━━━━━ Supplied material
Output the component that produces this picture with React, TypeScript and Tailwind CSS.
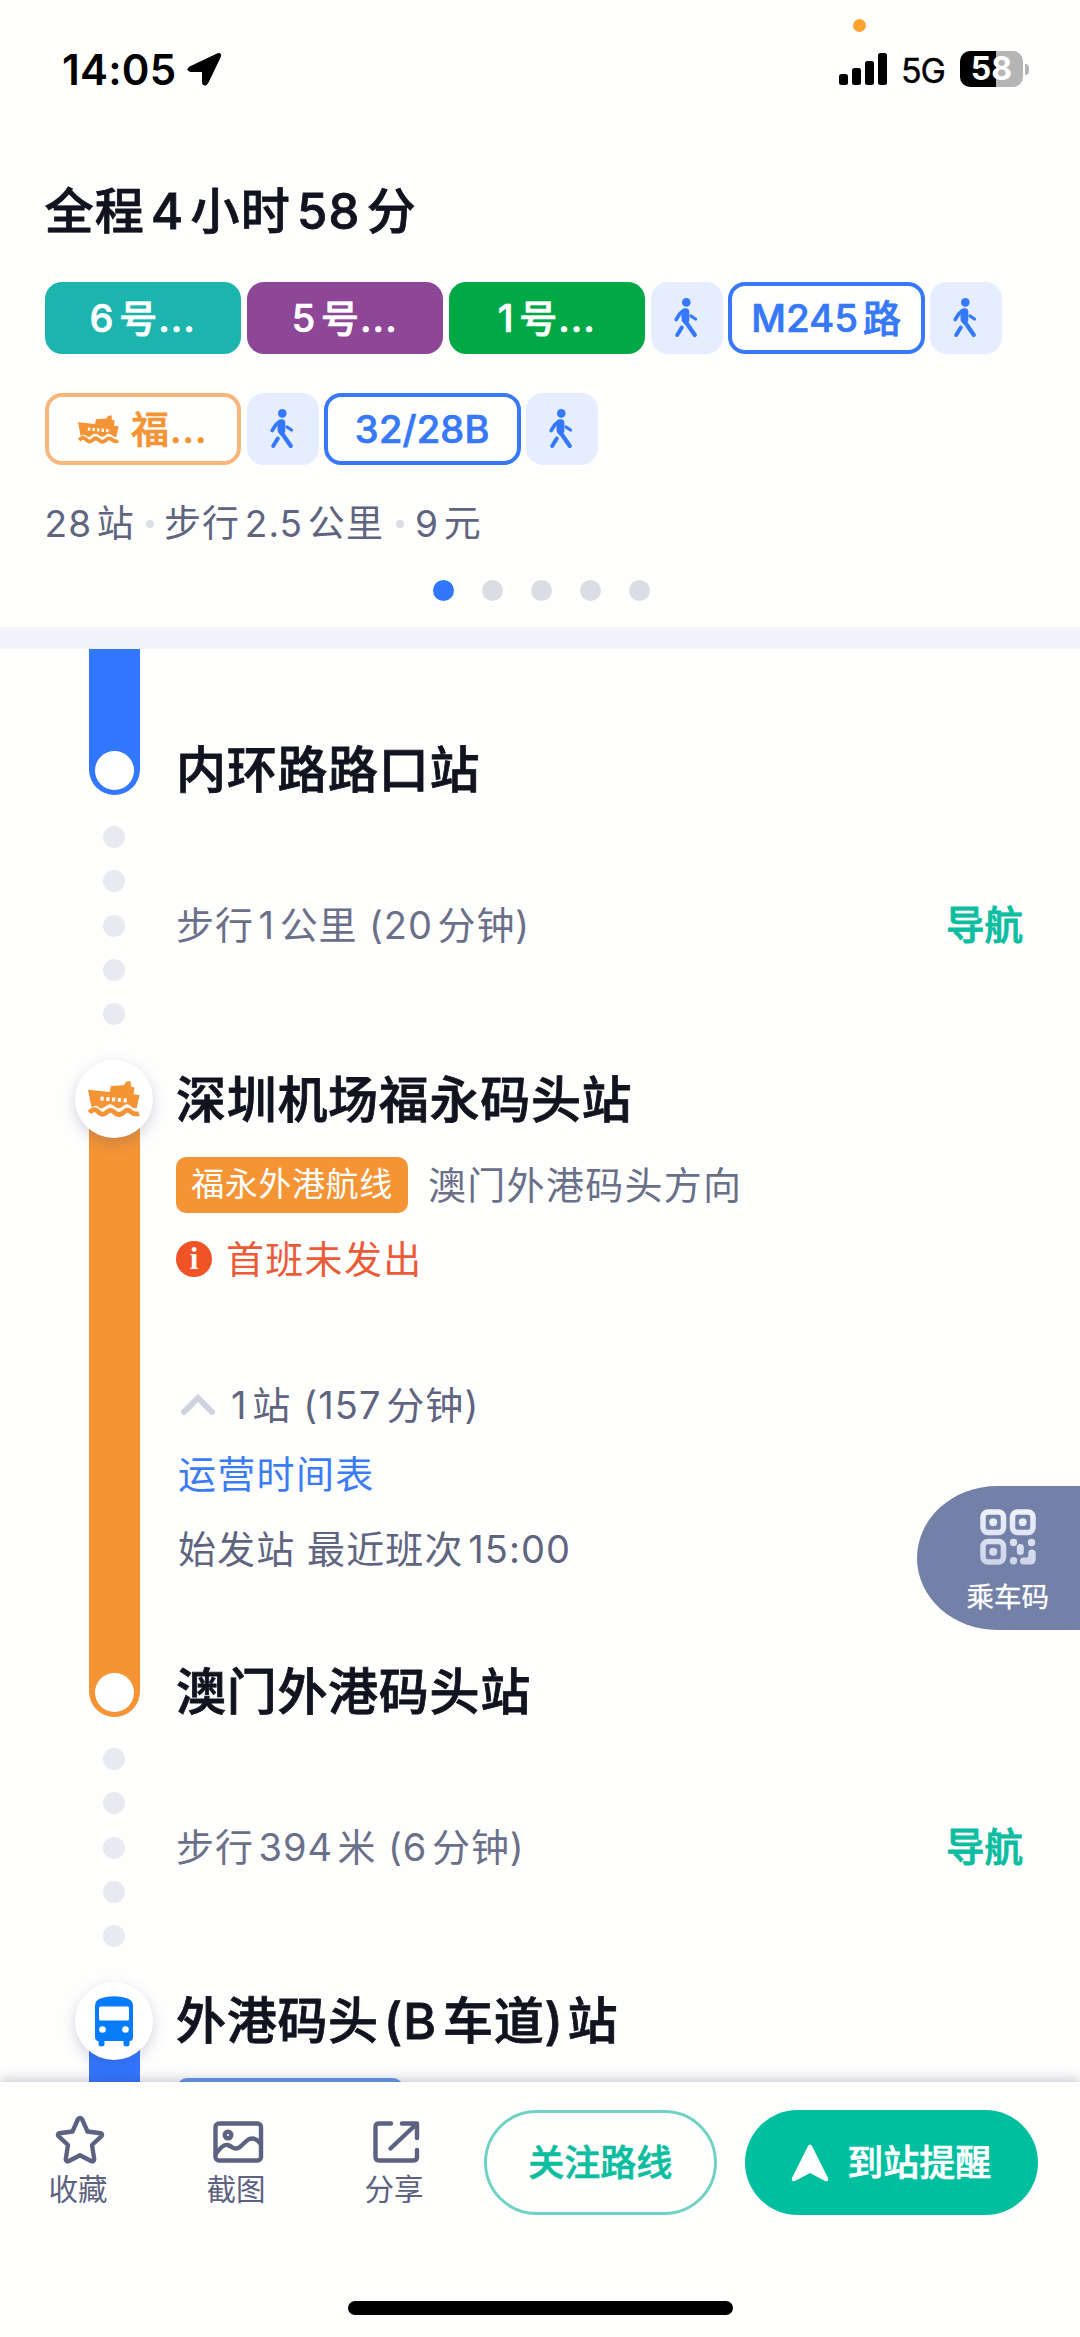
import React from 'react';

const font = "font-['Inter','Noto_Sans_CJK_SC',sans-serif]";

function FerryIcon({ className }: { className: string }) {
  return (
    <svg className={className} viewBox="0 0 52 36" fill="none">
      <path
        d="M0 8.800 L21.500 11 L23 5 L36 4.200 L38 .8 L42.500 0 L43 5.500 L46.500 6.500 L45.500 13.200 L51.600 14 L48.500 27.500 Q45 27.500 42.500 25 Q39 21.500 35 25 Q31 29.500 26 25 Q22 21.500 18 25 Q13 29.500 10 25.500 Q7.500 23.500 3.500 26.500 Z"
        fill="#f49434"
      />
      <path d="M12.500 17.500 L39 19.500" stroke="#fff" strokeWidth="4" strokeDasharray="3.200 2.600" />
      <path
        d="M1.500 31.500 Q6 26.500 9.500 30 Q14 36 19 31 Q22.500 27.500 26 31 Q31 36 36 31 Q40 27.500 43 31 Q46.500 34 51 32.500"
        stroke="#f49434"
        strokeWidth="4.800"
      />
    </svg>
  );
}

function WalkIcon() {
  return (
    <svg className="mr-[2px] h-[40px] w-[24px]" viewBox="0 0 24 40" fill="none" stroke="#3478fb" strokeLinecap="round" strokeLinejoin="round">
      <circle cx="12.300" cy="4.400" r="4.300" fill="#3478fb" stroke="none" />
      <path d="M8.500 13 L11.500 11.500 Q14 11 14 14 L14 22.500 L11.500 25.500 L9 22.500 Z" fill="#3478fb" strokeWidth="2.600" />
      <path d="M9.500 12.500 L6 15.500 L2.200 21.500" strokeWidth="3.600" />
      <path d="M11.500 23.500 L20.800 37" strokeWidth="4.200" />
      <path d="M7.800 29.500 L3.200 37" strokeWidth="4" />
      <path d="M17 18 L21.500 21" strokeWidth="3.300" />
    </svg>
  );
}

function BusIcon() {
  return (
    <svg className="h-[51px] w-[40px]" viewBox="0 0 40 51">
      <path
        d="M1 10 Q1 4 7 2.200 Q20 -1.500 33 2.200 Q39 4 39 10 V41 Q39 45 35.500 45 V48 Q35.500 50.500 32.500 50.500 Q29.500 50.500 29.500 48 V45 H10.500 V48 Q10.500 50.500 7.500 50.500 Q4.500 50.500 4.500 48 V45 Q1 45 1 41 Z"
        fill="#067cfb"
      />
      <rect x="5" y="10.500" width="30" height="14" rx="1.500" fill="#fff" />
      <circle cx="8.500" cy="33.500" r="3.300" fill="#fff" />
      <circle cx="31.500" cy="33.500" r="3.300" fill="#fff" />
    </svg>
  );
}

function QrIcon() {
  return (
    <svg className="h-[56px] w-[56px]" viewBox="0 0 56 56" fill="none">
      <defs>
        <linearGradient id="qr" x1="0" y1="0" x2="0" y2="56" gradientUnits="userSpaceOnUse">
          <stop offset="0" stopColor="#f0f2fa" />
          <stop offset="1" stopColor="#cdd4ea" />
        </linearGradient>
      </defs>
      <g stroke="url(#qr)" strokeWidth="5.500">
        <rect x="3" y="3" width="20.500" height="20.500" rx="5" />
        <rect x="32.500" y="3" width="20.500" height="20.500" rx="5" />
        <rect x="3" y="32.500" width="20.500" height="20.500" rx="5" />
      </g>
      <g fill="url(#qr)">
        <circle cx="13.200" cy="13.200" r="4" />
        <circle cx="42.700" cy="13.200" r="4" />
        <circle cx="13.200" cy="42.700" r="4" />
        <circle cx="33.500" cy="33.500" r="3.700" />
        <circle cx="51.500" cy="33.500" r="3.700" />
        <circle cx="33.500" cy="51.700" r="3.700" />
        <rect x="36.800" y="35" width="7" height="11" rx="3.500" />
        <path d="M52 40.500 Q55.700 40.500 55.700 44 V50 Q55.700 55.500 50 55.500 H43.500 Q40 55.500 40 52 Q40 48.500 43.500 48.500 H46.500 Q48.300 48.500 48.300 46.500 V44 Q48.300 40.500 52 40.500 Z" />
      </g>
    </svg>
  );
}

function StatusBar() {
  return (
    <div className="flex h-[138px] items-start justify-between pl-[62px] pr-[51px] text-black">
      <div className="flex h-[138px] items-center">
        <span className="text-[42px] font-semibold tracking-[0.200px]">14:05</span>
        <svg className="ml-[11px] h-[34px] w-[35px]" viewBox="0 0 35 34">
          <path
            d="M2.200 15.200 L30.500 1.800 Q34.500 .5 33.500 4.500 L20.500 31.500 Q18.800 34 16.500 32.800 Q15.500 32 15.500 30.500 V19.500 H3.500 Q-1 18.500 2.200 15.200 Z"
            fill="#000"
            stroke="#000"
            strokeWidth="1"
          />
        </svg>
      </div>
      <div className="relative flex h-[138px] items-center">
        <span className="absolute left-[14px] top-[19px] h-[13px] w-[13px] rounded-full bg-[#fda32f]" />
        <div className="flex items-end gap-[4.400px]">
          <span className="h-[11px] w-[8.700px] rounded-[2.500px] bg-black" />
          <span className="h-[17px] w-[8.700px] rounded-[2.500px] bg-black" />
          <span className="h-[24px] w-[8.700px] rounded-[2.500px] bg-black" />
          <span className="h-[32px] w-[8.700px] rounded-[2.500px] bg-black" />
        </div>
        <span className="ml-[14px] mt-[2px] text-[34px] tracking-[-1px] [-webkit-text-stroke:0.4px]">5G</span>
        <div className="ml-[15px] flex h-[36px] w-[63px] items-center justify-center rounded-[10px] bg-[linear-gradient(90deg,#000_57%,#b5b5b6_57%)] text-[32px] font-bold text-white">
          58
        </div>
        <span className="ml-[2px] h-[11px] w-[4px] rounded-r-full bg-[#b5b5b6]" />
      </div>
    </div>
  );
}

function LineChip({ className, children }: { className: string; children: React.ReactNode }) {
  return (
    <div
      className={`flex h-[72px] w-[196.500px] items-center justify-center rounded-[17px] text-[38px] font-medium [-webkit-text-stroke:0.7px] [text-autospace:normal] ${className}`}
    >
      {children}
    </div>
  );
}

function WalkChip() {
  return (
    <div className="flex h-[72px] w-[72px] items-center justify-center rounded-[17px] bg-[#e6edfe]">
      <WalkIcon />
    </div>
  );
}

function Summary() {
  return (
    <header className="h-[489px] pl-[44.500px]">
      <h1 className="flex h-[144px] items-center pt-[3px] text-[49px] font-medium tracking-[1.200px] text-[#11131f] [-webkit-text-stroke:0.8px] [text-autospace:normal]">
        全程4小时58分
      </h1>
      <div className="flex gap-[5.500px]">
        <LineChip className="bg-[#1bb5ad] tracking-[1px] text-white">6号...</LineChip>
        <LineChip className="bg-[#8e4696] tracking-[1px] text-white">5号...</LineChip>
        <LineChip className="bg-[#00a945] tracking-[1px] text-white">1号...</LineChip>
        <WalkChip />
        <LineChip className="border-4 border-[#3678f6] tracking-[0.300px] text-[#3678f6]">M245路</LineChip>
        <WalkChip />
      </div>
      <div className="mt-[39px] flex gap-[5.500px]">
        <LineChip className="border-4 border-[#f8b67c] tracking-[1px] text-[#f49434]">
          <FerryIcon className="mr-[12px] h-[29px] w-[41px]" />
          福...
        </LineChip>
        <WalkChip />
        <LineChip className="border-4 border-[#3678f6] tracking-[0.200px] text-[#3678f6]">32/28B</LineChip>
        <WalkChip />
      </div>
      <div className="mt-[34px] flex h-[50px] items-center text-[37px] tracking-[1.100px] text-[#5f6580] [text-autospace:normal]">
        <span>28站</span>
        <span className="ml-[11px] mr-[10px] h-[8px] w-[8px] rounded-full bg-[#dcdee6]" />
        <span>步行2.5公里</span>
        <span className="ml-[12px] mr-[11px] h-[8px] w-[8px] rounded-full bg-[#dcdee6]" />
        <span>9元</span>
      </div>
      <div className="mt-[31px] ml-[388px] flex gap-[28px]">
        <span className="h-[21px] w-[21px] rounded-full bg-[#3277ff]" />
        <span className="h-[21px] w-[21px] rounded-full bg-[#dcdde3]" />
        <span className="h-[21px] w-[21px] rounded-full bg-[#dcdde3]" />
        <span className="h-[21px] w-[21px] rounded-full bg-[#dcdde3]" />
        <span className="h-[21px] w-[21px] rounded-full bg-[#dcdde3]" />
      </div>
    </header>
  );
}

function StopName({ children }: { children: React.ReactNode }) {
  return (
    <h2 className="-ml-px flex h-[50px] items-center whitespace-nowrap text-[50px] font-medium tracking-[0.700px] text-[#11131f] [-webkit-text-stroke:0.8px] [text-autospace:normal]">
      {children}
    </h2>
  );
}

function WalkStep({ children }: { children: React.ReactNode }) {
  return (
    <div className="flex h-[265px] shrink-0">
      <div className="flex w-[78px] flex-col items-center gap-[22.300px] pt-[31px]">
        {[0, 1, 2, 3, 4].map((n) => (
          <span key={n} className="h-[22px] w-[22px] shrink-0 rounded-full bg-[#e9eaf1]" />
        ))}
      </div>
      <div className="ml-[23px] flex h-[261px] flex-1 items-center justify-between pr-[57px]">
        <span className="text-[38px] tracking-[0.900px] text-[#6a708a] [text-autospace:normal]">{children}</span>
        <span className="text-[38.500px] font-medium text-[#0cbd9f] [-webkit-text-stroke:0.8px]">导航</span>
      </div>
    </div>
  );
}

function RailEnd() {
  return <span className="mb-[5.500px] h-[39px] w-[39px] rounded-full bg-white" />;
}

function RailIcon({ children }: { children: React.ReactNode }) {
  return (
    <div className="z-10 flex h-[78px] w-[78px] shrink-0 items-center justify-center rounded-full bg-white shadow-[0_5px_14px_rgba(60,70,130,0.22)]">
      {children}
    </div>
  );
}

function Route() {
  return (
    <main className="flex h-[1433px] flex-col overflow-hidden pl-[75px]">
      <div className="flex h-[146px] shrink-0">
        <div className="flex w-[78px] justify-center">
          <div className="flex w-[51px] items-end justify-center rounded-b-full bg-[#3277ff]">
            <RailEnd />
          </div>
        </div>
        <div className="ml-[24px] flex items-end">
          <StopName>内环路路口站</StopName>
        </div>
      </div>

      <WalkStep>步行1公里 (20分钟)</WalkStep>

      <div className="flex h-[657px] shrink-0">
        <div className="flex w-[78px] flex-col items-center">
          <RailIcon>
            <FerryIcon className="h-[36px] w-[52px]" />
          </RailIcon>
          <div className="-mt-[39px] flex w-[51px] flex-1 items-end justify-center rounded-b-full bg-[#f49434]">
            <RailEnd />
          </div>
        </div>
        <div className="ml-[24px] flex flex-1 flex-col pt-[15px] text-[38px] tracking-[1.100px] text-[#5f6580] [text-autospace:normal]">
          <StopName>深圳机场福永码头站</StopName>
          <div className="-ml-[1px] mt-[32px] flex h-[56px] items-center">
            <span className="flex h-[56px] w-[232px] items-center justify-center rounded-[10px] bg-[#f49434] text-[33px] tracking-[0.600px] text-white">
              福永外港航线
            </span>
            <span className="ml-[20px] tracking-[1.300px] text-[#6a708a]">澳门外港码头方向</span>
          </div>
          <div className="-ml-[1px] mt-[21px] flex h-[50px] items-center text-[#ec5b38]">
            <span className="flex h-[36px] w-[36px] items-center justify-center rounded-full bg-[#f05326] pl-[1px] font-['Liberation_Serif',serif] text-[31px] font-bold text-white">
              i
            </span>
            <span className="ml-[14px] tracking-[1.300px]">首班未发出</span>
          </div>
          <div className="mt-[96px] flex h-[50px] items-center pl-[3px]">
            <svg className="mr-[15px] h-[22px] w-[36px]" viewBox="0 0 36 22" fill="none">
              <path d="M4 18 L18 4 L32 18" stroke="#d0d3de" strokeWidth="6" strokeLinecap="round" />
            </svg>
            1站 (157分钟)
          </div>
          <div className="mt-[19px] flex h-[50px] items-center pl-px tracking-[1.300px] text-[#3b7cf5]">运营时间表</div>
          <div className="mt-[25px] flex h-[50px] items-center pl-px">始发站 最近班次15:00</div>
          <div className="mt-[93px]">
            <StopName>澳门外港码头站</StopName>
          </div>
        </div>
      </div>

      <WalkStep>步行394米 (6分钟)</WalkStep>

      <div className="flex h-[150px] shrink-0">
        <div className="flex w-[78px] flex-col items-center">
          <RailIcon>
            <BusIcon />
          </RailIcon>
          <div className="-mt-[39px] w-[51px] flex-1 bg-[#3277ff]" />
        </div>
        <div className="ml-[24px] pt-[14px]">
          <StopName>
            外港码头<span className="ml-[5px] mr-[4px]">(B车道)</span>站
          </StopName>
          <div className="mt-[32px] h-[56px] w-[226px] rounded-[10px] bg-[#6b97ee]" />
        </div>
      </div>
    </main>
  );
}

function PassButton() {
  return (
    <button className="absolute right-0 top-[1486px] flex h-[144px] w-[163.500px] flex-col items-center rounded-l-[80px_72px] bg-[#7380a8] pl-[19px] pt-[23px] text-white">
      <QrIcon />
      <span className="mt-[12px] text-[27.500px] leading-[40px] [-webkit-text-stroke:0.3px]">乘车码</span>
    </button>
  );
}

function Action({ label, children }: { label: string; children: React.ReactNode }) {
  return (
    <div className="flex w-[158px] flex-col items-center">
      <svg className="ml-1 h-[56px] w-[56px]" viewBox="0 0 56 56" fill="none" stroke="#5c6280" strokeWidth="4.400" strokeLinecap="round" strokeLinejoin="round">
        {children}
      </svg>
      <span className="mt-px text-[29.500px] leading-[40px] text-[#5c6280]">{label}</span>
    </div>
  );
}

function BottomBar() {
  return (
    <footer className="relative z-20 h-[255px] bg-[#fefefd] shadow-[0_-2px_12px_rgba(40,50,80,0.28)]">
      <div className="flex pt-[28px]">
        <div className="-ml-[1px] flex pt-[2px]">
          <Action label="收藏">
            <path d="M28 6 Q29.500 6 30.200 7.500 L35.500 19.500 L48.500 21.200 Q51 22 49.500 24.200 L40 33 L42.200 47 Q42.200 50.200 39.500 49.200 L28 43.300 L16.500 49.200 Q13.800 50.200 13.800 47 L16 33 L6.500 24.200 Q5 22 7.500 21.200 L20.500 19.500 L25.800 7.500 Q26.500 6 28 6 Z" />
          </Action>
          <Action label="截图">
            <rect x="5.500" y="11.500" width="45.500" height="37" rx="3.500" />
            <circle cx="18" cy="23" r="3.300" />
            <path d="M6.500 41 Q13 32 17.500 33 Q20 33.500 22.500 35.500 Q26 38 30.500 34.500 L37 28.500 Q44 23.500 50.500 31.500" />
          </Action>
          <Action label="分享">
            <path d="M23 11.500 H11 Q7.500 11.500 7.500 15 V45 Q7.500 48.500 11 48.500 H45.500 Q49 48.500 49 45 V38" />
            <path d="M34 11.500 H49 V26 M48.500 12 L22.500 36.500" />
          </Action>
        </div>
        <button className="ml-[11px] flex h-[105px] w-[232.500px] items-center justify-center rounded-full border-[3px] border-[#70d2c4] text-[36px] font-medium text-[#0cbd9f] [-webkit-text-stroke:0.6px]">
          关注路线
        </button>
        <button className="ml-[28px] flex h-[105px] w-[293.500px] items-center justify-center rounded-full bg-[#00bf9f] text-[36px] font-medium text-white [-webkit-text-stroke:0.6px]">
          <svg className="mr-[18px] h-[38px] w-[38px]" viewBox="0 0 38 38">
            <path d="M17 2 Q19 -1 21 2 L37 34 Q38 38 34 37 L19 29 L4 37 Q0 38 1 34 Z" fill="#fff" />
          </svg>
          到站提醒
        </button>
      </div>
      <div className="mx-auto mt-[86px] h-[14px] w-[385px] rounded-full bg-black" />
    </footer>
  );
}

export default function App() {
  return (
    <div className={`relative h-[2337px] w-[1080px] overflow-hidden bg-[#fefefd] ${font}`}>
      <StatusBar />
      <Summary />
      <div className="h-[22px] bg-[#f3f4f9]" />
      <Route />
      <BottomBar />
      <PassButton />
    </div>
  );
}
━━━━━━━━━━
Problem to work on - Pick out the lines that contain "React" and copy them.

Problem solution -
Output the component that produces this picture with React, TypeScript and Tailwind CSS.
import React from 'react';
function LineChip({ className, children }: { className: string; children: React.ReactNode }) {
function StopName({ children }: { children: React.ReactNode }) {
function WalkStep({ children }: { children: React.ReactNode }) {
function RailIcon({ children }: { children: React.ReactNode }) {
function Action({ label, children }: { label: string; children: React.ReactNode }) {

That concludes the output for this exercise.